The group is saved by a magnificent woman they get to know as Norhala. She commands the power of lightning and controls strange metal animate Things, living, metallic, geometric forms; an entire city of sentient cubes, globes and tetrahedrons, capable of joining together and forming colossal shapes, and wielding death rays and other armaments of destruction.

They are led to a hidden valley occupied by what they name "The Metal Monster", a strange metal city occupied by the metal animate Things Norhala commands. This city is governed by what they call the Metal Emperor, assisted by the Keeper of the Cones.

Ruth is slowly being converted by Norhala to become like her; her little sister. Martin, her brother, tries shooting the Metal Emperor, who retaliates with a ray blast, putting Martin in a comatose state.

Closed in between the Metal Monster and the Persians, it falls to Goodwin and Drake to find a way to escape their predicament.

==Publication history==
- 1941, US, Avon, , Pub date 1941, Paperback, Murder Mystery Monthly No. 41
- 1974, US, Hyperion Press, , Pub date 1974, Classics of Science Fiction series, reprint of 1946 Avon edition, with introduction by Sam Moskowitz
- 2002, US, Hippocampus Press, , Pub date 2002, in the Lovecraft's Library series, introduction by Stefan Dziemianowicz

==Reception==
This book was a favorite of H. P. Lovecraft, though he at first avoided the revised version, at the suggestion of C. M. Eddy, Jr.

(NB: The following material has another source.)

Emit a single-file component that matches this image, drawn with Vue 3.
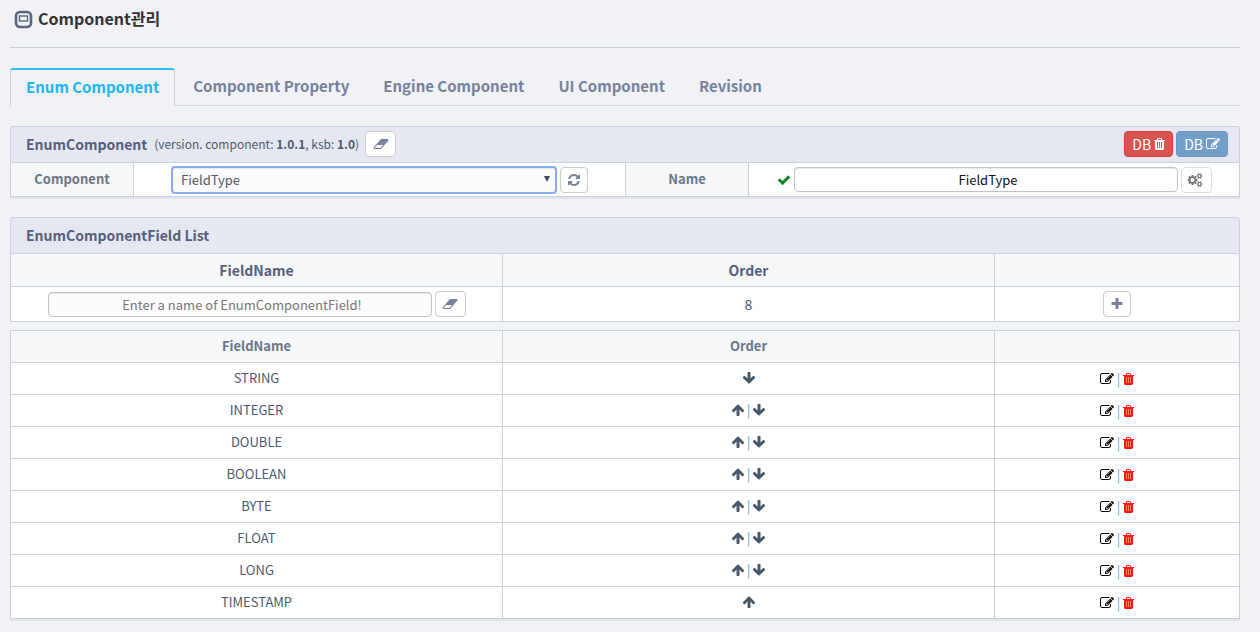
<script setup>
import { ref } from 'vue'

const icons = {
  trash: { x: 192, w: 1408, d: 'M704 1376v-704q0-14-9-23t-23-9h-64q-14 0-23 9t-9 23v704q0 14 9 23t23 9h64q14 0 23-9t9-23zm256 0v-704q0-14-9-23t-23-9h-64q-14 0-23 9t-9 23v704q0 14 9 23t23 9h64q14 0 23-9t9-23zm256 0v-704q0-14-9-23t-23-9h-64q-14 0-23 9t-9 23v704q0 14 9 23t23 9h64q14 0 23-9t9-23zm-544-992h448l-48-117q-7-9-17-11h-317q-10 2-17 11zm928 32v64q0 14-9 23t-23 9h-96v948q0 83-47 143.500t-113 60.500h-832q-66 0-113-58.500t-47-141.500v-952h-96q-14 0-23-9t-9-23v-64q0-14 9-23t23-9h309l70-167q15-37 54-63t79-26h320q40 0 79 26t54 63l70 167h309q14 0 23 9t9 23z' },
  edit: { x: 0, w: 1792, d: 'M888 1184l116-116-152-152-116 116v56h96v96h56zm440-720q-16-16-33 1l-350 350q-17 17-1 33t33-1l350-350q17-17 1-33zm80 594v190q0 119-84.500 203.500t-203.500 84.500h-832q-119 0-203.500-84.500t-84.500-203.500v-832q0-119 84.500-203.500t203.500-84.500h832q63 0 117 25 15 7 18 23 3 17-9 29l-49 49q-14 14-32 8-23-6-45-6h-832q-66 0-113 47t-47 113v832q0 66 47 113t113 47h832q66 0 113-47t47-113v-126q0-13 9-22l64-64q15-15 35-7t20 29zm-96-738l288 288-672 672h-288v-288zm444 132l-92 92-288-288 92-92q28-28 68-28t68 28l152 152q28 28 28 68t-28 68z' },
  up: { x: 0, w: 1792, d: 'M1675 971q0 51-37 90l-75 75q-38 38-91 38-54 0-90-38l-294-293v704q0 52-37.500 84.500t-90.500 32.500h-128q-53 0-90.500-32.500t-37.500-84.500v-704l-294 293q-36 38-90 38t-90-38l-75-75q-38-38-38-90 0-53 38-91l651-651q35-37 90-37 54 0 91 37l651 651q37 39 37 91z' },
  down: { x: 0, w: 1792, d: 'M1675 832q0 53-37 90l-651 652q-39 37-91 37-53 0-90-37l-651-652q-38-36-38-90 0-53 38-91l74-75q39-37 91-37 53 0 90 37l294 294v-704q0-52 38-90t90-38h128q52 0 90 38t38 90v704l294-294q37-37 90-37 52 0 91 37l75 75q37 39 37 91z' },
  plus: { x: 0, w: 1792, d: 'M1600 736v192q0 40-28 68t-68 28h-416v416q0 40-28 68t-68 28h-192q-40 0-68-28t-28-68v-416h-416q-40 0-68-28t-28-68v-192q0-40 28-68t68-28h416v-416q0-40 28-68t68-28h192q40 0 68 28t28 68v416h416q40 0 68 28t28 68z' },
  refresh: { x: 0, w: 1792, d: 'M1639 1056q0 5-1 7-64 268-268 434.500t-478 166.500q-146 0-282.500-55t-243.500-157l-129 129q-19 19-45 19t-45-19-19-45v-448q0-26 19-45t45-19h448q26 0 45 19t19 45-19 45l-137 137q71 66 161 102t187 36q134 0 250-65t186-179q11-17 53-117 8-23 30-23h192q13 0 22.500 9.500t9.500 22.500zm25-800v448q0 26-19 45t-45 19h-448q-26 0-45-19t-19-45 19-45l138-138q-148-137-349-137-134 0-250 65t-186 179q-11 17-53 117-8 23-30 23h-199q-13 0-22.500-9.500t-9.500-22.500v-7q65-268 270-434.500t480-166.500q146 0 284 55.500t245 156.500l130-129q19-19 45-19t45 19 19 45z' },
  check: { x: 0, w: 1792, d: 'M1671 566q0 40-28 68l-724 724-136 136q-28 28-68 28t-68-28l-136-136-362-362q-28-28-28-68t28-68l136-136q28-28 68-28t68 28l294 295 656-657q28-28 68-28t68 28l136 136q28 28 28 68z' },
  eraser: { x: 0, w: 2048, d: 'M960 1408l336-384h-768l-336 384h768zm1013-1077q15 34 9.500 71.500t-30.500 65.500l-896 1024q-38 44-96 44h-768q-38 0-69.500-20.500t-47.500-54.500q-15-34-9.500-71.500t30.500-65.500l896-1024q38-44 96-44h768q38 0 69.500 20.500t47.500 54.500z' },
  cogs: { x: 0, w: 2048, d: 'M832 896q0-106-75-181t-181-75-181 75-75 181 75 181 181 75 181-75 75-181zm768 512q0-52-38-90t-90-38-90 38-38 90q0 53 37.500 90.500t90.500 37.500 90.500-37.500 37.500-90.500zm0-1024q0-52-38-90t-90-38-90 38-38 90q0 53 37.500 90.500t90.500 37.500 90.500-37.500 37.500-90.500zm-384 421v185q0 10-7 19.500t-16 10.500l-155 24q-11 35-32 76 34 48 90 115 7 11 7 20 0 12-7 19-23 30-82.500 89.500t-78.500 59.500q-11 0-21-7l-115-90q-37 19-77 31-11 108-23 155-7 24-30 24h-186q-11 0-20-7.500t-10-17.500l-23-153q-34-10-75-31l-118 89q-7 7-20 7-11 0-21-8-144-133-144-160 0-9 7-19 10-14 41-53t47-61q-23-44-35-82l-152-24q-10-1-17-9.500t-7-19.500v-185q0-10 7-19.500t16-10.500l155-24q11-35 32-76-34-48-90-115-7-11-7-20 0-12 7-20 22-30 82-89t79-59q11 0 21 7l115 90q34-18 77-32 11-108 23-154 7-24 30-24h186q11 0 20 7.500t10 17.500l23 153q34 10 75 31l118-89q8-7 20-7 11 0 21 8 144 133 144 160 0 8-7 19-12 16-42 54t-45 60q23 48 34 82l152 23q10 2 17 10.500t7 19.500zm640 533v140q0 16-149 31-12 27-30 52 51 113 51 138 0 4-4 7-122 71-124 71-8 0-46-47t-52-68q-20 2-30 2t-30-2q-14 21-52 68t-46 47q-2 0-124-71-4-3-4-7 0-25 51-138-18-25-30-52-149-15-149-31v-140q0-16 149-31 13-29 30-52-51-113-51-138 0-4 4-7 4-2 35-20t59-34 30-16q8 0 46 46.500t52 67.500q20-2 30-2t30 2q51-71 92-112l6-2q4 0 124 70 4 3 4 7 0 25-51 138 17 23 30 52 149 15 149 31zm0-1024v140q0 16-149 31-12 27-30 52 51 113 51 138 0 4-4 7-122 71-124 71-8 0-46-47t-52-68q-20 2-30 2t-30-2q-14 21-52 68t-46 47q-2 0-124-71-4-3-4-7 0-25 51-138-18-25-30-52-149-15-149-31v-140q0-16 149-31 13-29 30-52-51-113-51-138 0-4 4-7 4-2 35-20t59-34 30-16q8 0 46 46.500t52 67.500q20-2 30-2t30 2q51-71 92-112l6-2q4 0 124 70 4 3 4 7 0 25-51 138 17 23 30 52 149 15 149 31z' }
}

const Icon = (props) => {
  const i = icons[props.name]
  return h('svg', {
    class: 'icon',
    viewBox: `${i.x} 0 ${i.w} 1792`,
    width: i.w / 128,
    height: 14,
    fill: 'currentColor',
    'aria-hidden': 'true'
  }, [
    props.slots && h('path', { d: 'M560 640h688v768h-688z', fill: props.slots }),
    h('path', { d: i.d })
  ])
}
Icon.props = ['name', 'slots']

const tabs = ['Enum Component', 'Component Property', 'Engine Component', 'UI Component', 'Revision']
const activeTab = ref('Enum Component')
const component = ref('FieldType')
const name = ref('FieldType')
const newField = ref('')
const fields = ref(['STRING', 'INTEGER', 'DOUBLE', 'BOOLEAN', 'BYTE', 'FLOAT', 'LONG', 'TIMESTAMP'])

function move(index, step) {
  const list = fields.value
  const [item] = list.splice(index, 1)
  list.splice(index + step, 0, item)
}
function add() {
  if (newField.value) fields.value.push(newField.value)
  newField.value = ''
}
</script>

<script>
import { h } from 'vue'
</script>

<template>
  <main class="page">
    <header class="title">
      <svg width="20" height="24" viewBox="0 0 20 24" fill="none" aria-hidden="true">
        <rect x="2" y="6" width="15" height="15" rx="4" stroke="#5a6580" stroke-width="2.600" />
        <rect x="5.500" y="10" width="8" height="5" stroke="#5a6580" stroke-width="1.400" />
      </svg>
      <h1>Component관리</h1>
    </header>

    <nav class="tabs">
      <a v-for="t in tabs" :key="t" href="#" :class="{ active: t === activeTab }" @click.prevent="activeTab = t">{{ t }}</a>
    </nav>

    <section class="panel shadow">
      <div class="panel-head">
        <h2>EnumComponent</h2>
        <span class="version">(version. component: <b>1.0.1</b>, ksb: <b>1.0</b>)</span>
        <button class="btn wide" type="button" aria-label="Clear"><Icon name="eraser" /></button>
        <div class="db">
          <button class="btn danger" type="button">DB <Icon name="trash" /></button>
          <button class="btn primary" type="button">DB <Icon name="edit" /></button>
        </div>
      </div>
      <div class="form">
        <label for="component">Component</label>
        <div class="cell">
          <div class="select">
            <select id="component" v-model="component"><option>FieldType</option></select>
            <svg width="6" height="6" viewBox="0 0 6 6" fill="#3c4b5c" aria-hidden="true"><path d="M0 0h6L3 6z" /></svg>
          </div>
          <button class="btn" type="button" aria-label="Refresh"><Icon name="refresh" /></button>
        </div>
        <label for="name">Name</label>
        <div class="cell">
          <Icon name="check" class="check" />
          <input id="name" v-model="name" class="name" type="text">
          <button class="btn wide light" type="button" aria-label="Settings"><Icon name="cogs" /></button>
        </div>
      </div>
    </section>

    <section class="list">
      <div class="panel-head"><h2>EnumComponentField List</h2></div>
      <table class="entry">
        <thead><tr><th>FieldName</th><th>Order</th><th class="last"></th></tr></thead>
        <tbody>
          <tr>
            <td>
              <div class="cell">
                <input v-model="newField" type="text" aria-label="FieldName" placeholder="Enter a name of EnumComponentField!">
                <button class="btn wide" type="button" aria-label="Clear" @click="newField = ''"><Icon name="eraser" /></button>
              </div>
            </td>
            <td>{{ fields.length }}</td>
            <td><div class="cell"><button class="btn" type="button" aria-label="Add" @click="add"><Icon name="plus" /></button></div></td>
          </tr>
        </tbody>
      </table>
      <table class="fields shadow">
        <thead><tr><th>FieldName</th><th>Order</th><th class="last"></th></tr></thead>
        <tbody>
          <tr v-for="(f, i) in fields" :key="f">
            <td>{{ f }}</td>
            <td>
              <div class="actions">
                <button v-if="i > 0" type="button" aria-label="Move up" @click="move(i, -1)"><Icon name="up" /></button>
                <span v-if="i > 0 && i < fields.length - 1" class="bar">|</span>
                <button v-if="i < fields.length - 1" type="button" aria-label="Move down" @click="move(i, 1)"><Icon name="down" /></button>
              </div>
            </td>
            <td>
              <div class="actions wide">
                <button class="edit" type="button" aria-label="Edit"><Icon name="edit" /></button>
                <span class="bar">|</span>
                <button class="delete" type="button" aria-label="Delete" @click="fields.splice(i, 1)"><Icon name="trash" slots="#ff8a50" /></button>
              </div>
            </td>
          </tr>
        </tbody>
      </table>
    </section>
  </main>
</template>

<style>
body {
  background: #f1f2f6;
}
</style>

<style scoped>
* {
  box-sizing: border-box;
}
.page {
  padding: 0 20px 10px 10px;
  font-family: "Noto Sans CJK KR", "Noto Sans", sans-serif;
  font-size: 14px;
  line-height: 20px;
  color: #4b5a6e;
}
.icon {
  display: block;
  flex: none;
}
.title {
  display: flex;
  align-items: center;
  gap: 4px;
  height: 48px;
  padding: 0 4px 12px;
  border-bottom: 1px solid #c8d2dd;
}
h1 {
  margin: 0;
  font-size: 16px;
  font-weight: 700;
  color: #333;
}
.tabs {
  display: flex;
  height: 38px;
  margin-top: 20px;
  border-bottom: 1px solid #d3dae3;
}
.tabs a {
  height: 37px;
  padding: 8px 17px 0;
  font-size: 15px;
  font-weight: 700;
  color: #77819b;
  text-decoration: none;
}
.tabs a.active {
  height: 38px;
  margin-right: 1px;
  padding: 7px 15px 0;
  border: 1px solid #c8d2dd;
  border-top: 2px solid #2fbdfb;
  border-bottom: 0;
  border-radius: 3px 3px 0 0;
  background: #f1f2f6;
  color: #1fb5f6;
}
.panel,
.list {
  margin-top: 20px;
}
.shadow {
  box-shadow: 0 2px 0 #e2e4ea;
}
.panel-head {
  display: flex;
  align-items: center;
  height: 37px;
  padding: 0 11px 1px 15px;
  border: 1px solid #c8d2dd;
  border-radius: 3px 3px 0 0;
  background: #e5e8f0;
}
h2 {
  margin: 0;
  font-size: 14px;
  font-weight: 700;
  color: #55607e;
}
.version {
  margin: 0 6px 0 7px;
  font-size: 12px;
}
.db {
  display: flex;
  gap: 3px;
  margin-left: auto;
}
.btn {
  display: flex;
  align-items: center;
  justify-content: center;
  gap: 3px;
  width: 28px;
  height: 26px;
  padding: 0;
  border: 1px solid #ccc;
  border-radius: 4px;
  background: #fff;
  color: #77819b;
  font: inherit;
}
.btn.wide {
  width: 31px;
}
.btn.light {
  border-color: #ddd;
  color: #777;
}
.btn.danger,
.btn.primary {
  width: auto;
  padding: 0 7px;
  color: #fff;
}
.btn.danger {
  border-color: #d43f3a;
  background: #d9534f;
}
.btn.primary {
  border-color: #6a96bf;
  background: #719fc9;
}
.form {
  display: grid;
  grid-template-columns: 1fr 4fr 1fr 4fr;
  height: 34px;
  border-bottom: 1px solid #c8d2dd;
  background: #fff;
}
.form > * {
  border-left: 1px solid #c8d2dd;
}
.form > :last-child {
  border-right: 1px solid #c8d2dd;
}
.form label {
  background: #f6f7f9;
  font-size: 13px;
  font-weight: 700;
  line-height: 32px;
  text-align: center;
  color: #6b7688;
}
.cell {
  display: flex;
  align-items: center;
  justify-content: center;
  gap: 3px;
}
.check {
  color: #0d8420;
}
input,
select {
  width: 384px;
  height: 25px;
  padding: 0 8px 0 13px;
  border: 1px solid #bfc4c9;
  border-radius: 4px;
  background: #fcfcfe;
  box-shadow: inset 0 1px 1px #e6e8ea;
  font: inherit;
  font-size: 13px;
  text-align: center;
  color: #4b5a6e;
}
input::placeholder {
  color: #777;
}
input.name {
  background: #fff;
  color: #111;
}
.select {
  position: relative;
}
select {
  display: block;
  width: 386px;
  height: 28px;
  padding: 0 8px;
  border: 2px solid #86aeea;
  appearance: none;
  outline: 0;
  text-align: left;
}
.select svg {
  position: absolute;
  top: 10px;
  right: 7px;
}
table {
  width: 100%;
  table-layout: fixed;
  border-spacing: 0;
  background: #fff;
}
th,
td {
  padding: 0;
  border-left: 1px solid #c8d2dd;
  border-bottom: 1px solid #c8d2dd;
  text-align: center;
}
th:last-child,
td:last-child {
  border-right: 1px solid #c8d2dd;
}
th {
  width: 40%;
  background: #f6f7f9;
}
th.last {
  width: 20%;
}
.entry th {
  height: 33px;
  color: #55607e;
}
.entry td {
  height: 35px;
}
.fields {
  margin-top: 8px;
  border-top: 1px solid #c8d2dd;
  font-size: 13px;
}
.fields th,
.fields td {
  height: 32px;
}
.fields th,
.fields td:not(:last-child) {
  padding-bottom: 1px;
}
.fields th {
  color: #6b7688;
}
.actions {
  display: flex;
  align-items: center;
  justify-content: center;
  gap: 2px;
}
.actions.wide {
  gap: 3px;
}
.actions button {
  padding: 0;
  border: 0;
  background: none;
  color: #46586a;
}
.actions .edit {
  color: #000;
}
.actions .delete {
  color: #fb1414;
}
.bar {
  color: #5fa8e0;
}
</style>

According to his March 6, 1934 letter to James F. Morton:

Other recent items on my calendar are ... A. Merritt's old yarn The Metal Monster, which I had never read before because Eddy told me it was dull. The damn'd fool! (nephew — not our late bibliophilick friend) Actually, the book contains the most remarkable presentation of the utterly alien and non-human that I have ever seen. I don't wonder that Merritt calls it his "best and worst" production. The human characters are commonplace and wooden - just pulp hokum - but the scenes and phaenomena... oh, boy!

==Copyright==
The copyright for this story has expired in the United States and, thus, now resides in the public domain there. The text is available via Project Gutenberg.

==Revisions==

Three versions of the story exist.

The second version is named "The Metal Emperor", appearing in 1927 in Hugo Gernsback's Science and Invention magazine. It is an abridged version of the first story, with the leading character's name changed to Louis Thorton.